Out of sheer curiosity:
When was the first discovery/estimate of the rotation rate of our Galaxy?
(To my understanding: in astronomy the angular velocity of the Solar System with respect to the Milky Way's center is used to convert to Galactocentric coordinates, hence it is common to have that angular velocity represent the overall galaxy rotation rate.)
It could well be, I don't know, that estimates of rotation rate of other galaxies were obtained first, as other galaxies can be observed as a whole.
I tried search engine search, of course, but this one is hard to search for because the word 'Galaxy' is both used for other galaxies and our Galaxy. "Milky way" is exclusively our Galaxy, but that name is used far less, it appears.
The reason I'm curious:
Milky way rotation rate is too slow to be measured directly.
Once astronomers had inferred from observation that the Milky Way is a spiral galaxy it followed that it must have an overall rotation rate (contrary to, say, a globular galaxy).
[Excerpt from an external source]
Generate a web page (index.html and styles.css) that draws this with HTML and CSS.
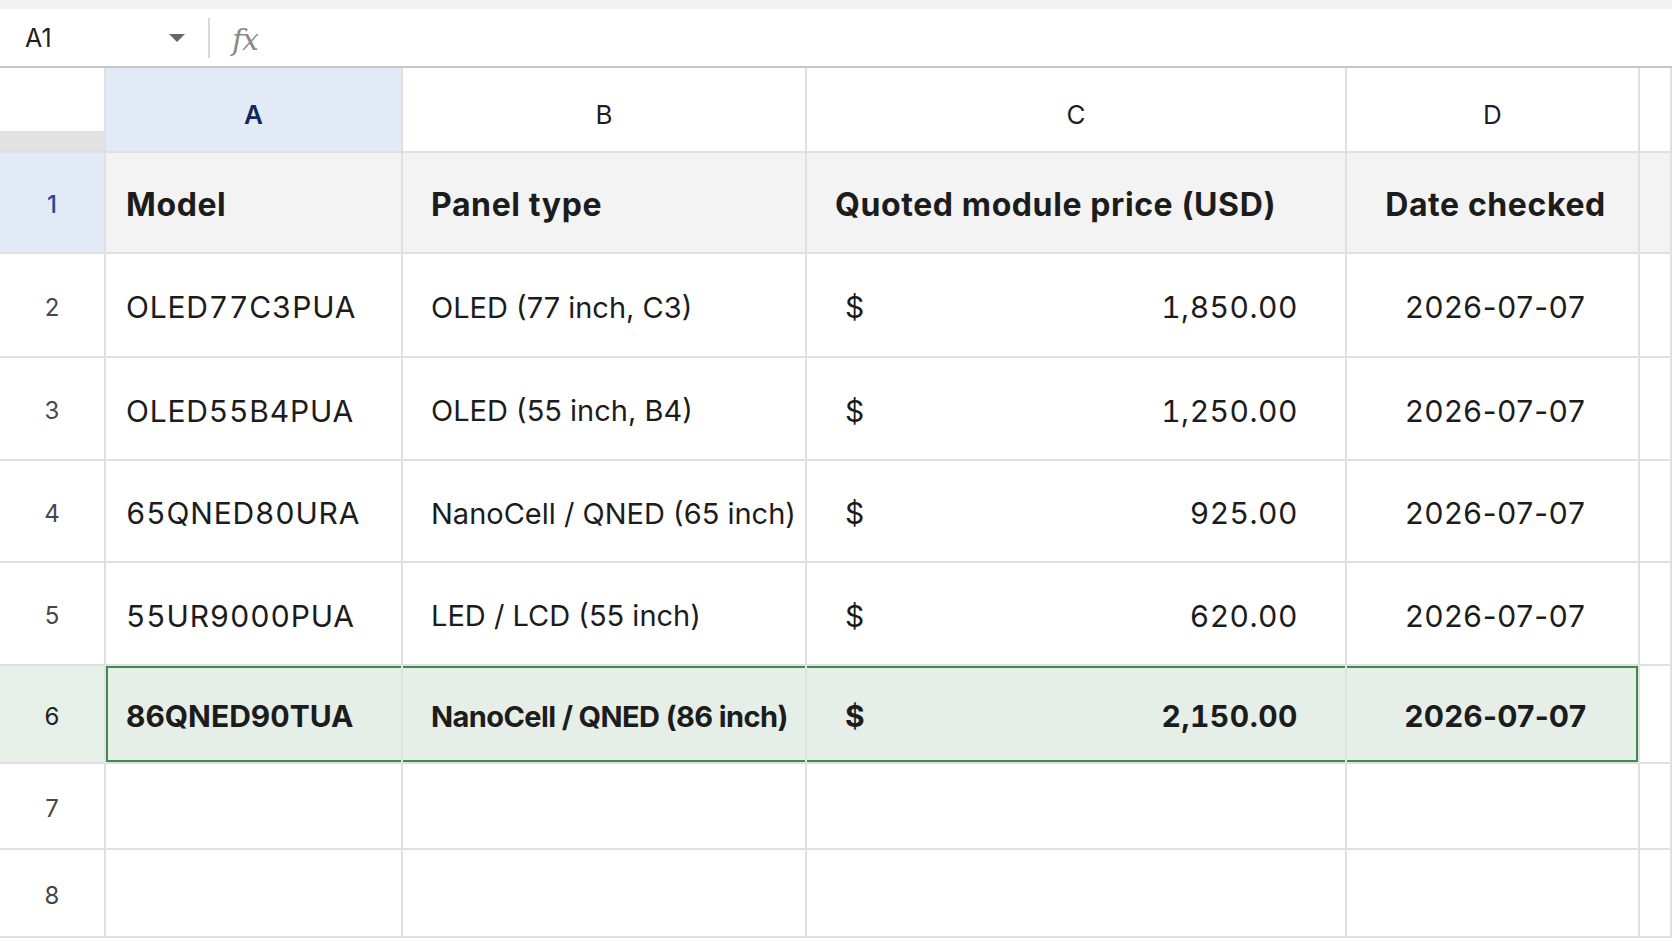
FILE: index.html
```html
<!DOCTYPE html>
<html lang="en">
<head>
    <meta charset="UTF-8" />
    <meta name="viewport" content="width=device-width, initial-scale=1.0" />
    <title>Module prices</title>
    <link rel="stylesheet" href="styles.css">
</head>
<body>
    <div class="topstrip"></div>
    <div class="formula-bar">
        <div class="name-box">
            <span>A1</span>
            <svg class="caret" width="18" height="10" viewBox="0 0 18 10"><path d="M1 1h16L9 9z" fill="#666"/></svg>
        </div>
        <div class="divider"></div>
        <span class="fx">fx</span>
    </div>
    <div class="sheet">
        <div class="corner"></div>
        <div class="col-head active">A</div>
        <div class="col-head">B</div>
        <div class="col-head">C</div>
        <div class="col-head">D</div>
        <div class="col-head"></div>

        <div class="row-head active">1</div>
        <div class="cell title">Model</div>
        <div class="cell title pad-b">Panel type</div>
        <div class="cell title pad-b">Quoted module price (USD)</div>
        <div class="cell title center">Date checked</div>
        <div class="cell title"></div>

        <div class="row-head">2</div>
        <div class="cell code">OLED77C3PUA</div>
        <div class="cell kind">OLED (77 inch, C3)</div>
        <div class="cell money"><span>$</span><span>1,850.00</span></div>
        <div class="cell date">2026-07-07</div>
        <div class="cell"></div>

        <div class="row-head">3</div>
        <div class="cell code">OLED55B4PUA</div>
        <div class="cell kind">OLED (55 inch, B4)</div>
        <div class="cell money"><span>$</span><span>1,250.00</span></div>
        <div class="cell date">2026-07-07</div>
        <div class="cell"></div>

        <div class="row-head">4</div>
        <div class="cell code">65QNED80URA</div>
        <div class="cell kind">NanoCell / QNED (65 inch)</div>
        <div class="cell money"><span>$</span><span>925.00</span></div>
        <div class="cell date">2026-07-07</div>
        <div class="cell"></div>

        <div class="row-head">5</div>
        <div class="cell code">55UR9000PUA</div>
        <div class="cell kind">LED / LCD (55 inch)</div>
        <div class="cell money"><span>$</span><span>620.00</span></div>
        <div class="cell date">2026-07-07</div>
        <div class="cell"></div>

        <div class="row-head picked">6</div>
        <div class="cell code picked first">86QNED90TUA</div>
        <div class="cell kind picked">NanoCell / QNED (86 inch)</div>
        <div class="cell money picked"><span>$</span><span>2,150.00</span></div>
        <div class="cell date picked last">2026-07-07</div>
        <div class="cell"></div>

        <div class="row-head">7</div>
        <div class="cell"></div>
        <div class="cell"></div>
        <div class="cell"></div>
        <div class="cell"></div>
        <div class="cell"></div>

        <div class="row-head">8</div>
        <div class="cell"></div>
        <div class="cell"></div>
        <div class="cell"></div>
        <div class="cell"></div>
        <div class="cell"></div>
    </div>
</body>
</html>
```

FILE: styles.css
```css
body {
    margin: 0;
    font-family: Inter, "Noto Sans", sans-serif;
    color: #1c1c1c;
    background-color: #ffffff;
    overflow: hidden;
}
.topstrip {
    height: 9px;
    background-color: #f1f1f1;
}
.formula-bar {
    height: 57px;
    display: flex;
    align-items: center;
    border-bottom: 2px solid #c6c6c6;
}
.name-box {
    width: 196px;
    box-sizing: border-box;
    padding-left: 25px;
    padding-right: 10px;
    display: flex;
    align-items: center;
    justify-content: space-between;
    font-size: 25px;
    color: #1f1f1f;
}
.divider {
    width: 2px;
    height: 40px;
    margin-left: 12px;
    background-color: #d9d9d9;
}
.fx {
    margin-left: 22px;
    padding-top: 4px;
    font-family: "DejaVu Serif", serif;
    font-style: italic;
    font-size: 30px;
    color: #8a8a8a;
    letter-spacing: -1px;
}
.sheet {
    display: grid;
    grid-template-columns: 106px 297px 404px 540px 293px 1fr;
    grid-template-rows: 85px 101px 104px 103px 102px 103px 98px 86px 88px;
}
.sheet > div {
    box-sizing: border-box;
    border-right: 2px solid #e0e0e0;
    border-bottom: 2px solid #e0e0e0;
    display: flex;
    align-items: center;
    padding-top: 4px;
}
.corner {
    background: linear-gradient(to bottom, #ffffff 63px, #e2e2e2 63px);
}
.sheet > .col-head {
    justify-content: center;
    padding-top: 10px;
    font-size: 26px;
    color: #1f1f1f;
}
.col-head.active {
    background-color: #e2eaf8;
    color: #0e2a5a;
    font-weight: 600;
}
.row-head {
    justify-content: center;
    font-size: 24px;
    color: #474747;
}
.row-head.active {
    background-color: #e2eaf8;
    color: #1d4d9c;
    font-weight: 500;
}
.row-head.picked {
    background-color: #e7efe9;
    color: #222;
}
.cell {
    padding-left: 20px;
    font-size: 30px;
    white-space: nowrap;
}
.pad-b {
    padding-left: 28px;
}
.title {
    background-color: #f3f3f3;
    font-weight: 700;
    font-size: 32px;
    letter-spacing: 0.6px;
}
.center {
    justify-content: center;
    padding-left: 6px;
}
.code {
    letter-spacing: 0.8px;
    font-feature-settings: "tnum";
}
.kind {
    padding-left: 28px;
    font-size: 29px;
}
.money {
    justify-content: space-between;
    padding-left: 38px;
    padding-right: 47px;
    font-feature-settings: "tnum";
    letter-spacing: 0.5px;
}
.date {
    justify-content: center;
    padding-left: 6px;
    letter-spacing: 0.8px;
}
.picked {
    background-color: #e6eee8;
}
.cell.picked {
    font-weight: 700;
    box-shadow: inset 0 2px #3c8a4e, inset 0 -2px #3c8a4e;
}
.kind.picked {
    letter-spacing: -0.6px;
}
.code.picked {
    letter-spacing: 0;
}
.date.picked {
    letter-spacing: 0.2px;
}
.cell.picked.first {
    box-shadow: inset 0 2px #3c8a4e, inset 0 -2px #3c8a4e, inset 2px 0 #3c8a4e;
}
.cell.picked.last {
    box-shadow: inset 0 2px #3c8a4e, inset 0 -2px #3c8a4e, inset -2px 0 #3c8a4e;
}
```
I'm curious what kind of astronomic observation can be done to infer the Milky Way rotation rate.
I found a review article by Yoshiaki Sofue:
Rotation and mass in the Milky Way and spiral galaxies
The earliest article listed in that review article is from 1954.
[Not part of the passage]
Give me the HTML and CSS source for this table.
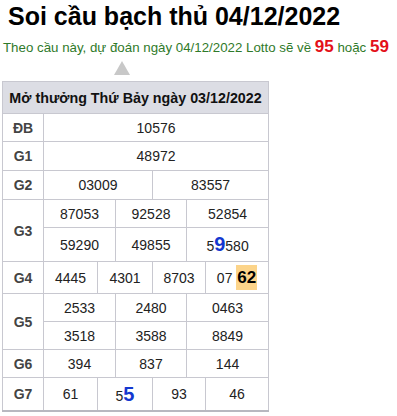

Kwee K. K., Muller C. A., Westerhout G. 1954, Bull. Astron. Inst. Ned.
The rotation of the inner parts of the Galactic System
By the looks of it: by that time the astronomers were already in the nitty-gritty of trying to obtain observations for the rotation rate of the inner parts.
Later later edit:
Progress report: I found historical information in a review article by Gianfranco Bertone and Dan Hooper A history of dark matter
In 1884 Lord Kelvin gave a series of lectures, in one of them he presented some theoretical explorations of galaxy dynamics.
"Lord Kelvin was among the first to attempt a dynamical estimate [...] His argument was simple yet powerful: if stars in the Milky Way can be described as a gas of particles, acting under the influence of gravity, then one can establish a relationship between the size of the system and the velocity dispersion of the stars"
(Copyright on the lecture notes is dated to 1884, Date of publication is given as 1904)
This material was known to Henri Poincaré. There is a 1906 article by Poincaré, in which he writes about some further theoretical exploration he had undertaken.
"Here a first remark presents itself; the result of Lord Kelvin which I have just verified by an approximate calculation obviously agrees with the estimates with the observers have been able to make with their telescopes; so that we must concede that we have very nearly pierced the Milky Way."
Henri Poincare, 1906, Popular Astronomy, vol. 14, pp.475-488 The Milky Way and the Theory of Gases
(Poincaré did of course begin with pointing out 'agrees with' should be understood as 'to within a factor of 10')
Lord Kelvin and Poincaré had simplified the model to a spherical galaxy (knowing the Milky Way isn't actually spherical). According to Bertone and Hooper the first to model the Milky Way as a flattened structure was the astronomer Kapteyn, 1922.